Design Like a (Recovering) Eldest Daughter
Recently, fellow product designer Deepak Krishnan and I got into some very nerdy design shenanigans. We're out there collaborating, ideating, having a ball. Folks, we're making a process checklist!
I am so many of the eldest daughter tropes.
As a recovering eldest daughter, I've learned not to manage other people's lives [pause for applause]. But I manage the heck out of my own. I have no less than 3 spreadsheets open on my personal laptop at all times. My most used app is my calendar. I maintain a zettlecasten. For better or for insufferable--I'm a earnest bundle of ambition who needs all the process structure I can get to make my dreams come true.
This is nowhere more true than in my work as a designer...
Problem statement:
In 2023, I began facing a hard truth. I was struggling to manage the scope of what a mature design role demanded. After years of growing in craft, I still couldn't juggle it consistently--from going to high-fidelity too fast to missing constraints and finding myself in ideation Groundhog Day. And taking another UX course online wasn't going to help.
Criteria:
I slowly built accountability into place, but that effort lived in scattered checklists and calendar events. This year, I decided to go after one robust source of truth. I wanted something I could pull out at the beginning of any project and start tearing through. The hope was to create something deep, granular, and personal.
The Results
The final list is an amalgamation of design best practices, soft skills learned on the job, and some excellent insight from other designers. It also incorporates all the delightful red tape and internal practices that keep big organizations aligned. Sans that, I hope to share it as a Figma template soon.
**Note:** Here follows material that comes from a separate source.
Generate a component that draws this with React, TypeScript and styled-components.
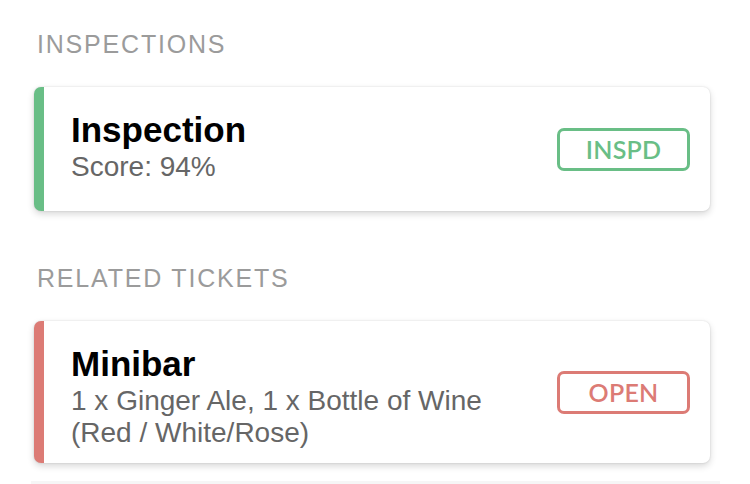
import React from "react"
import styled, { createGlobalStyle } from "styled-components"

const GlobalStyle = createGlobalStyle`
  html, body {
    margin: 0;
    padding: 0;
    background: #ffffff;
  }
  body {
    font-family: "Liberation Sans", Arial, sans-serif;
    -webkit-font-smoothing: antialiased;
  }
`

const Page = styled.div`
  width: 750px;
  height: 484px;
  overflow: hidden;
  box-sizing: border-box;
  padding: 29px 40px 0 34px;
  display: flex;
  flex-direction: column;
`

const Section = styled.section`
  display: flex;
  flex-direction: column;
  & + & {
    margin-top: 52px;
  }
`

const SectionLabel = styled.div`
  font-size: 25px;
  line-height: 30px;
  letter-spacing: 1.8px;
  color: #9b9b9b;
  padding-left: 3px;
  margin-bottom: 28px;
  text-transform: uppercase;
`

const Card = styled.div<{ $accent: string }>`
  display: flex;
  align-items: center;
  gap: 16px;
  min-height: 124px;
  box-sizing: border-box;
  background: #ffffff;
  border-left: 10px solid ${({ $accent }) => $accent};
  border-radius: 7px;
  padding: 0 20px 0 27px;
  box-shadow: 0 0 2px rgba(0, 0, 0, 0.14), 0 3px 7px rgba(0, 0, 0, 0.16);
`

const Body = styled.div`
  flex: 1;
  align-self: flex-start;
  padding: 22px 0 14px;
  min-width: 0;
`

const Title = styled.div`
  font-size: 35px;
  line-height: 42px;
  font-weight: 700;
  color: #000000;
`

const Detail = styled.div`
  font-size: 28px;
  line-height: 32px;
  color: #666666;
  padding-right: 20px;
`

const Badge = styled.div<{ $color: string }>`
  flex: none;
  width: 133px;
  height: 43px;
  box-sizing: border-box;
  border: 3px solid ${({ $color }) => $color};
  border-radius: 7px;
  color: ${({ $color }) => $color};
  font-family: Lato, "Liberation Sans", sans-serif;
  font-weight: 600;
  font-size: 25px;
  display: flex;
  align-items: center;
  justify-content: center;
  letter-spacing: 0.2px;
`

const Divider = styled.div`
  margin: 18px -10px 0 -3px;
  height: 4px;
  background: #f6f6f6;
`

const GREEN = "#69be86"
const RED = "#dc7b75"

type Item = { title: string; detail: string; status: string; color: string }

const inspections: Item[] = [
  { title: "Inspection", detail: "Score: 94%", status: "INSPD", color: GREEN },
]

const tickets: Item[] = [
  {
    title: "Minibar",
    detail: "1 x Ginger Ale, 1 x Bottle of Wine (Red / White/Rose)",
    status: "OPEN",
    color: RED,
  },
]

const ItemCard = ({ item }: { item: Item }) => (
  <Card $accent={item.color}>
    <Body>
      <Title>{item.title}</Title>
      <Detail>{item.detail}</Detail>
    </Body>
    <Badge $color={item.color}>{item.status}</Badge>
  </Card>
)

const App = () => {
  return (
    <>
      <GlobalStyle />
      <Page>
        <Section>
          <SectionLabel>Inspections</SectionLabel>
          {inspections.map((item) => (
            <ItemCard key={item.title} item={item} />
          ))}
        </Section>
        <Section>
          <SectionLabel>Related Tickets</SectionLabel>
          {tickets.map((item) => (
            <ItemCard key={item.title} item={item} />
          ))}
        </Section>
        <Divider />
      </Page>
    </>
  )
}

export default App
In the meantime, here's an abbreviated version. My goal in sharing this was to distill my thinking. As a junior designer, I benefitted from many other folks' process videos, templates, or checklists. I had the vague hope that someday I'd find the one. Delightfully, I guess this is it!
Design Process Checklist (EP)
Before You Start Design
Starting off on the right foot is all about crew alignment and clarity. For the love of all that's holy, don't move forward until you've nailed the problem statement. Seriously—don't budge an inch.
Tasks here fall into a few big buckets:
Design fundamentals: Personas, problem definition, technical constraints, yada yada. It's basic, but I've only come to appreciate them more over time—particularly good problem definition.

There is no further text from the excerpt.